24 Jun 2020 05:29 PM

American stock markets fell today, as European stock indices witnessed a significant decline due to fears of a second wave of the Coronavirus pandemic. This potential return to crisis levels of infection could delay the global economic recovery that has been anticipated – or hoped for – in second half of the year.

Additionally, a wave of profit-taking has pushed the US dollar up as traders have been closing their positions in high-yielding markets to generate liquidity. Gold prices have reduced its gains this week due to the sale of gold that was previously acquired to cover the market risk of equity-heavy portfolios.

The total number of coronavirus infections has risen today to more than 9.3 million, and the International Monetary Fund today reduced its forecast for global economic growth, adding to fears of a sluggish recovery.
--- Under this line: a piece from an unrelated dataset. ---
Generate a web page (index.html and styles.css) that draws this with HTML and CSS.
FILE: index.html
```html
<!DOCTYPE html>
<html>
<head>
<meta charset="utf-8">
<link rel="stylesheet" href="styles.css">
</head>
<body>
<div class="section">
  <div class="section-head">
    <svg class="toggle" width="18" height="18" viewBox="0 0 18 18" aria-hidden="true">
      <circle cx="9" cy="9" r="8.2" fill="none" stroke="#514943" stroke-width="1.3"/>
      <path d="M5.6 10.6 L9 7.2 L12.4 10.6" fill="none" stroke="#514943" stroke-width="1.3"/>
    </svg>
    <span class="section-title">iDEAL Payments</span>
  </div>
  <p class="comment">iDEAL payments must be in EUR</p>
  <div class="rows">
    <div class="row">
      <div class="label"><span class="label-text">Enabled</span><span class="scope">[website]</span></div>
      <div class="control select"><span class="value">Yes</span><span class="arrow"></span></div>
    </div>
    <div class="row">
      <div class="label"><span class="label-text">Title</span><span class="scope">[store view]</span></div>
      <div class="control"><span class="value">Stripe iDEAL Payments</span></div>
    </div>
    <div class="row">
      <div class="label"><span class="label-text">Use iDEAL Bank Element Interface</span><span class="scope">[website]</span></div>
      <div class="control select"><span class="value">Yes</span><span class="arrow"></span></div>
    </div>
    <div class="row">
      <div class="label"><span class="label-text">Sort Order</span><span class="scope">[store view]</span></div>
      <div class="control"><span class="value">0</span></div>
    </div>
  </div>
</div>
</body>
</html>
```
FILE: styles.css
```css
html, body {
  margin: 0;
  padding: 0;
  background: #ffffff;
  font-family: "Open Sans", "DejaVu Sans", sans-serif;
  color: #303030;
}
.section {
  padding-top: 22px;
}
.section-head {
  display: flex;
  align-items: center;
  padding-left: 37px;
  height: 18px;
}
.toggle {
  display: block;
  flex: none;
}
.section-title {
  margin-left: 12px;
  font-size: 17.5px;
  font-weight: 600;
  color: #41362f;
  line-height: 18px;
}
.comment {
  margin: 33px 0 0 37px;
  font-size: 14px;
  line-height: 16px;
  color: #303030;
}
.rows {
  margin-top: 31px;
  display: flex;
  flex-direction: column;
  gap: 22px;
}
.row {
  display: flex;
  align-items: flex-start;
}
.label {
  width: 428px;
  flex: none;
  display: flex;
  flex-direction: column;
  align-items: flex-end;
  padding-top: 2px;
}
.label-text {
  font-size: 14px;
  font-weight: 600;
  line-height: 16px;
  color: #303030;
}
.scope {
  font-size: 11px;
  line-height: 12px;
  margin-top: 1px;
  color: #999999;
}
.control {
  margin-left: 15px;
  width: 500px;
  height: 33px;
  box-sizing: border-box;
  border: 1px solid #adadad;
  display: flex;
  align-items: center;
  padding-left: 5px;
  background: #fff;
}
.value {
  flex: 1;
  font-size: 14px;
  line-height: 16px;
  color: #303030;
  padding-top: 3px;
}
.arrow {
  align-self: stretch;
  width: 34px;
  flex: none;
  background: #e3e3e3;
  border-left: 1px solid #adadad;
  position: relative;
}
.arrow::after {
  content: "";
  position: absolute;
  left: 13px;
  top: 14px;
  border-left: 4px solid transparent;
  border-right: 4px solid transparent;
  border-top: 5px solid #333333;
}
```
Today, according to Bloomberg, the US Trade Representative's office reported that the US is considering imposing tariffs worth a total of $3.1 billion from the United Kingdom, France, Spain and Germany, which has increased anxiety in the markets.
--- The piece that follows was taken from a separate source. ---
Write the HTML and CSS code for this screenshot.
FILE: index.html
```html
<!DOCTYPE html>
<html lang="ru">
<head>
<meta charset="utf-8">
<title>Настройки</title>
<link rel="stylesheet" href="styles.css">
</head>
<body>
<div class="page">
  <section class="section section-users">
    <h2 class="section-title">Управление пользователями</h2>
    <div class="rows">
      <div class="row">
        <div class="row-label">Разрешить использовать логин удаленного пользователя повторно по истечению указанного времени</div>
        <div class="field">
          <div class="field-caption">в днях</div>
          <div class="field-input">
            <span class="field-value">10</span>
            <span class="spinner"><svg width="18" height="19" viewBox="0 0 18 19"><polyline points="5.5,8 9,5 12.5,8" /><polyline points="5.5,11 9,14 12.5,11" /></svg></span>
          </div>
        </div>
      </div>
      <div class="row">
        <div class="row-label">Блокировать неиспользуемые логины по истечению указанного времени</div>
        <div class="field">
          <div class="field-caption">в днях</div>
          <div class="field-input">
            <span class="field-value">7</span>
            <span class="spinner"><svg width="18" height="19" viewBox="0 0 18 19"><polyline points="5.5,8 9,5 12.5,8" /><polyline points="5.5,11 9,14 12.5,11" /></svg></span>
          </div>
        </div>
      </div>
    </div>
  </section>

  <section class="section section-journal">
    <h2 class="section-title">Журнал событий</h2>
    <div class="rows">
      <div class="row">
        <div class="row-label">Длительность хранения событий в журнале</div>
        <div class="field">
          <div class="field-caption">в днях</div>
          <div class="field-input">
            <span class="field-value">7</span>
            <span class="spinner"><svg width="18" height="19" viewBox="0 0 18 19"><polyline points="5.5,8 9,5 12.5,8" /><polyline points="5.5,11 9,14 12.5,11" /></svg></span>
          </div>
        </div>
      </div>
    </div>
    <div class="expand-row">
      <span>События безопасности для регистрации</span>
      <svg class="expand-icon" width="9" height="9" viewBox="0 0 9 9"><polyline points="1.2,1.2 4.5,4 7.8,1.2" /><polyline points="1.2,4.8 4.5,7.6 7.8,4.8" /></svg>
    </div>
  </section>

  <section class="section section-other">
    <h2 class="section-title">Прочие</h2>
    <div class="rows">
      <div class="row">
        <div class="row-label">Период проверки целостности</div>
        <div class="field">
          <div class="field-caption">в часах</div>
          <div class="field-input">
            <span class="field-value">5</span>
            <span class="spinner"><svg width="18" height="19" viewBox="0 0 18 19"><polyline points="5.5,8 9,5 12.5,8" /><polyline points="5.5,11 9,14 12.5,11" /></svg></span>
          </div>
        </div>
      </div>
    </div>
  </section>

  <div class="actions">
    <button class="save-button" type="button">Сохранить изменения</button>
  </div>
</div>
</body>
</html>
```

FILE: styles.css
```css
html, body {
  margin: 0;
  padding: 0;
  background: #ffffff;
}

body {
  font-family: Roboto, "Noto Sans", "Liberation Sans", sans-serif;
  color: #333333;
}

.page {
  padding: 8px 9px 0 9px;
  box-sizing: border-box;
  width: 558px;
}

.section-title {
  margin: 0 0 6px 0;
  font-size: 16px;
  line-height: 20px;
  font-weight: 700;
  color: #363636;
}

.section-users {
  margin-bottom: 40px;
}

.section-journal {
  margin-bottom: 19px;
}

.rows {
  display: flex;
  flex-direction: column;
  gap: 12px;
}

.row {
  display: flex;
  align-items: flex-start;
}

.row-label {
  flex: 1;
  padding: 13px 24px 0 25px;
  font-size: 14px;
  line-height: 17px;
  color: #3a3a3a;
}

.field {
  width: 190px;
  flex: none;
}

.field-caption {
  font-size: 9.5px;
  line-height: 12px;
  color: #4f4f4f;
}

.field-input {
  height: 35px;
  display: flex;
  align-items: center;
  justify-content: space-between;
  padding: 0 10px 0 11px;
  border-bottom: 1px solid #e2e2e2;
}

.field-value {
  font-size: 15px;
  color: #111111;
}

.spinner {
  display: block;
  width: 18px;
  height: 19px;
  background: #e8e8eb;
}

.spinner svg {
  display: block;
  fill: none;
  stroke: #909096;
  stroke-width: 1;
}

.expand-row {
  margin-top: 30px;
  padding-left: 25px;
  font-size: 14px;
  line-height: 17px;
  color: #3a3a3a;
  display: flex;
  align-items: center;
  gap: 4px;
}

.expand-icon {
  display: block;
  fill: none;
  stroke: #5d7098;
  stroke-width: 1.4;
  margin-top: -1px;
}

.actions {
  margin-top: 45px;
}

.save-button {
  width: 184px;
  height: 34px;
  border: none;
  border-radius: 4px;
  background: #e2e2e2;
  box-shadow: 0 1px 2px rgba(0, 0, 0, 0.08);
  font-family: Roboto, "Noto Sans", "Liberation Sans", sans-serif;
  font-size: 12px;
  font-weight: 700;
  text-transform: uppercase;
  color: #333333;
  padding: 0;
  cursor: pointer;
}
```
The Dow Jones fell below 26,000 points, and the S&P 500 fell more than 0.60%. Concurrent with the decline of stock indices, the US dollar rose to achieve gains against most major currencies.
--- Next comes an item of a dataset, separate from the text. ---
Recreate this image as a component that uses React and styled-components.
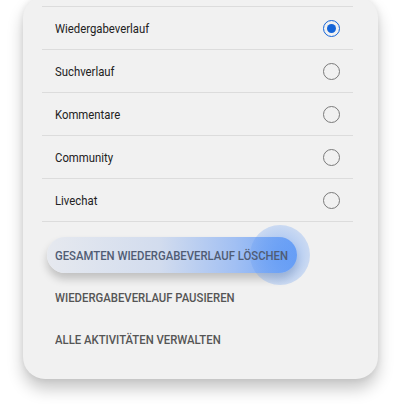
import React from 'react';
import styled, { createGlobalStyle } from 'styled-components';

const GlobalStyle = createGlobalStyle`
  html, body { margin: 0; padding: 0; background: #fff; }
  body { font-family: Roboto, "Noto Sans", sans-serif; }
`;

const Page = styled.div`
  width: 403px;
  height: 404px;
  overflow: hidden;
  padding: 0 25px 0 23px;
  box-sizing: border-box;
`;

const Card = styled.div`
  margin-top: -4px;
  height: 383px;
  background: #f1f1f1;
  border-radius: 22px;
  box-shadow: 0 10px 16px rgba(0, 0, 0, 0.22), 0 0 6px rgba(0, 0, 0, 0.08);
  padding: 10px 25px 0 19px;
  box-sizing: border-box;
`;

const List = styled.ul`
  list-style: none;
  margin: 0;
  padding: 0;
  border-top: 1px solid #dcdcdc;
`;

const Row = styled.li`
  height: 42px;
  border-bottom: 1px solid #dcdcdc;
  display: flex;
  align-items: center;
  justify-content: space-between;
  padding: 0 13px;
  font-size: 12.6px;
  color: #222;
`;

// the shot is a little narrow, so glyphs are squeezed sideways
const Text = styled.span`
  position: relative;
  display: inline-block;
  white-space: nowrap;
  transform: scaleX(0.9);
  transform-origin: left center;
`;

const Radio = styled.span`
  width: 17px;
  height: 17px;
  box-sizing: border-box;
  border-radius: 50%;
  border: 1.5px solid ${p => (p.checked ? '#1565d8' : '#7a7a7a')};
  display: flex;
  align-items: center;
  justify-content: center;
  &::after {
    content: '';
    display: ${p => (p.checked ? 'block' : 'none')};
    width: 9px;
    height: 9px;
    border-radius: 50%;
    background: #1565d8;
  }
`;

const Actions = styled.div`
  display: flex;
  flex-direction: column;
  padding-top: 12px;
`;

const Action = styled.div`
  position: relative;
  height: 42px;
  display: flex;
  align-items: center;
  padding-left: 13px;
  font-size: 12.6px;
  font-weight: 500;
  color: ${p => (p.active ? '#505c74' : '#555')};
`;

const Pill = styled.span`
  position: absolute;
  left: 5px;
  top: 3px;
  width: 250px;
  height: 36px;
  border-radius: 18px;
  background: linear-gradient(90deg, #e6e9ef 0%, #d2dcee 45%, #a2c0f3 75%, #6ea3f6 100%);
  box-shadow: 0 6px 9px rgba(0, 0, 0, 0.2);
`;

const Ripple = styled.span`
  position: absolute;
  left: 208px;
  top: -9px;
  width: 60px;
  height: 60px;
  border-radius: 50%;
  background: radial-gradient(circle, rgba(90, 150, 245, 0.55) 0%, rgba(90, 150, 245, 0.35) 50%, rgba(120, 165, 240, 0.15) 100%);
`;

const rows = [
  { label: 'Wiedergabeverlauf', checked: true },
  { label: 'Suchverlauf' },
  { label: 'Kommentare' },
  { label: 'Community' },
  { label: 'Livechat' },
];

export default function App() {
  return (
    <>
      <GlobalStyle />
      <Page>
        <Card>
          <List>
            {rows.map(r => (
              <Row key={r.label}>
                <Text>{r.label}</Text>
                <Radio checked={r.checked} />
              </Row>
            ))}
          </List>
          <Actions>
            <Action active>
              <Pill />
              <Ripple />
              <Text>GESAMTEN WIEDERGABEVERLAUF LÖSCHEN</Text>
            </Action>
            <Action>
              <Text>WIEDERGABEVERLAUF PAUSIEREN</Text>
            </Action>
            <Action>
              <Text>ALLE AKTIVITÄTEN VERWALTEN</Text>
            </Action>
          </Actions>
        </Card>
      </Page>
    </>
  );
}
The rise in the dollar pushed the euro down from its top at $1.1324, reaching its lowest point around 1.1264. The British pound fell from 1.2541 to a low of 1.2464. The USDJPY pair is trading between the 106.37 and 107.79 yen. These relatively limited ranges are a result of the similarity of traders' strategies with respect to the yen and the dollar as the high-yielding financial markets moved.

Gold prices have fallen after touching their highest point since September 2012 at $1779 today, but gold prices remain within an upward trend over the course of the week's trading.

As for oil prices, WTI crude oil contracts fell from above $40.51 to a low point at 39.35 per barrel from August 2020 contracts.

Today, traders are awaiting US oil inventory data, with expectations that US reserves may rise to a new record for the third week in a row. There is little other major economic data on the horizon at present, but any statements that from the US government may as usual have an impact on the markets.